3.     Question: Are refiners of conventional gasoline who composite samples under §
80.330(a)(3) required to use the sampling methods in § 80.330(b)?

       Answer:  Yes.  Section 80.330(b), which requires the use of the sampling methods
provided in §§ 80.330(b)(l) and (b)(2), applies to all samples taken for purposes of complying
with the provisions of § 80.330(a), including § 80.330(a)(3).

4.     Question: Section 80.335 describes the  sample retention requirements for refiners or
importers. However, this section does not indicate how reformulated gasoline blendstock for
oxygenate blending (RBOB) samples should be considered.  Should a refiner retain neat RBOB
samples or handblend samples (RBOB blended with ethanol)?
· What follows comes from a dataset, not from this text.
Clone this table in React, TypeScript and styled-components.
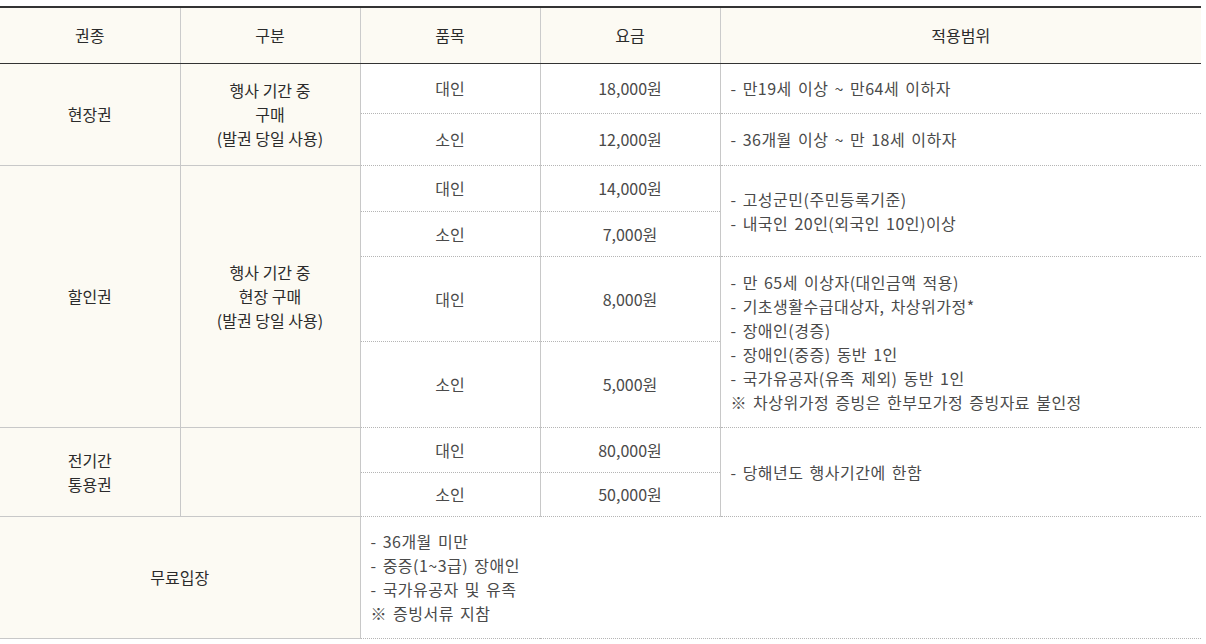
import React from 'react';
import styled, { createGlobalStyle } from 'styled-components';

const Global = createGlobalStyle`
  html, body { margin: 0; padding: 0; background: #fff; }
  body { font-family: "Noto Sans CJK KR", "Noto Sans", sans-serif; }
`;

const Wrap = styled.div`
  padding-top: 6px;
  width: 1201px;
`;

const Table = styled.table`
  width: 1201px;
  border-collapse: collapse;
  table-layout: fixed;
  border-top: 2px solid #333;
  font-size: 16px;
  line-height: 24px;
  color: #4a4a4a;
`;

const Row = styled.tr<{ $h: number }>`
  height: ${(p) => p.$h}px;
`;

const Th = styled.th`
  background: #fcfaf3;
  border-bottom: 1px solid #333;
  border-left: 1px solid #cbcbcb;
  font-weight: 400;
  color: #2b2b2b;
  padding: 0 10px;
  &:first-child { border-left: 0; }
`;

const Label = styled.td`
  background: #fcfaf3;
  border: 1px solid #c8c8c8;
  border-left: 0;
  color: #2b2b2b;
  text-align: center;
  vertical-align: middle;
  padding: 0 10px;
  & + & { border-left: 1px solid #c8c8c8; }
`;

const Cell = styled.td<{ $left?: boolean }>`
  border-bottom: 1px dotted #b5b5b5;
  border-left: 1px solid #c8c8c8;
  text-align: ${(p) => (p.$left ? 'left' : 'center')};
  letter-spacing: ${(p) => (p.$left ? '0.5px' : '0')};
  word-spacing: ${(p) => (p.$left ? '2px' : '0')};
  vertical-align: middle;
  padding: 0 10px;
`;

const Line = styled.div``;

const Lines = ({ items }: { items: string[] }) => (
  <>
    {items.map((t) => (
      <Line key={t}>{t}</Line>
    ))}
  </>
);

export default function App() {
  return (
    <Wrap>
      <Global />
      <Table>
        <colgroup>
          <col style={{ width: 180 }} />
          <col style={{ width: 180 }} />
          <col style={{ width: 180 }} />
          <col style={{ width: 180 }} />
          <col />
        </colgroup>
        <thead>
          <Row $h={56}>
            <Th>권종</Th>
            <Th>구분</Th>
            <Th>품목</Th>
            <Th>요금</Th>
            <Th>적용범위</Th>
          </Row>
        </thead>
        <tbody>
          <Row $h={50}>
            <Label rowSpan={2}>현장권</Label>
            <Label rowSpan={2}>
              <Lines items={['행사 기간 중', '구매', '(발권 당일 사용)']} />
            </Label>
            <Cell>대인</Cell>
            <Cell>18,000원</Cell>
            <Cell $left>- 만19세 이상 ~ 만64세 이하자</Cell>
          </Row>
          <Row $h={52}>
            <Cell>소인</Cell>
            <Cell>12,000원</Cell>
            <Cell $left>- 36개월 이상 ~ 만 18세 이하자</Cell>
          </Row>
          <Row $h={46}>
            <Label rowSpan={4}>할인권</Label>
            <Label rowSpan={4}>
              <Lines items={['행사 기간 중', '현장 구매', '(발권 당일 사용)']} />
            </Label>
            <Cell>대인</Cell>
            <Cell>14,000원</Cell>
            <Cell $left rowSpan={2}>
              <Lines items={['- 고성군민(주민등록기준)', '- 내국인 20인(외국인 10인)이상']} />
            </Cell>
          </Row>
          <Row $h={45}>
            <Cell>소인</Cell>
            <Cell>7,000원</Cell>
          </Row>
          <Row $h={85}>
            <Cell>대인</Cell>
            <Cell>8,000원</Cell>
            <Cell $left rowSpan={2}>
              <Lines
                items={[
                  '- 만 65세 이상자(대인금액 적용)',
                  '- 기초생활수급대상자, 차상위가정*',
                  '- 장애인(경증)',
                  '- 장애인(중증) 동반 1인',
                  '- 국가유공자(유족 제외) 동반 1인',
                  '※ 차상위가정 증빙은 한부모가정 증빙자료 불인정',
                ]}
              />
            </Cell>
          </Row>
          <Row $h={86}>
            <Cell>소인</Cell>
            <Cell>5,000원</Cell>
          </Row>
          <Row $h={45}>
            <Label rowSpan={2}>
              <Lines items={['전기간', '통용권']} />
            </Label>
            <Label rowSpan={2} />
            <Cell>대인</Cell>
            <Cell>80,000원</Cell>
            <Cell $left rowSpan={2}>- 당해년도 행사기간에 한함</Cell>
          </Row>
          <Row $h={44}>
            <Cell>소인</Cell>
            <Cell>50,000원</Cell>
          </Row>
          <Row $h={122}>
            <Label colSpan={2}>무료입장</Label>
            <Cell $left colSpan={3}>
              <Lines
                items={['- 36개월 미만', '- 중증(1~3급) 장애인', '- 국가유공자 및 유족', '※ 증빙서류 지참']}
              />
            </Cell>
          </Row>
        </tbody>
      </Table>
    </Wrap>
  );
}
       Answer: Section  80.69(a)(2) of the RFG regulations requires refiners to conduct testing
on RBOB by adding the specified type and amount of oxygenate to a representative sample of the
RBOB and  determining the properties and characteristics of the resulting gasoline (i.e., a
"handblend").  Section 80.335(a) requires refiners to collect a representative portion of each
sample analyzed and retain sample portions as specified in § 80.335(a)(2).

       We  interpret § 80.335(a) to require refiners to retain samples of the RBOB batches and
samples of the ethanol used to conduct the handblend testing, rather than samples of the actual
handblend.  Refiners, therefore, are not required to create additional volumes of the handblend
samples for purposes of fulfilling the sample retention requirements of § 80.335. We believe that
having the RBOB and accompanying ethanol samples available to EPA will allow EPA to
determine whether the refiner's handblend testing was properly conducted. We intend to clarify
this sampling and retention requirement for RBOB in a future rulemaking.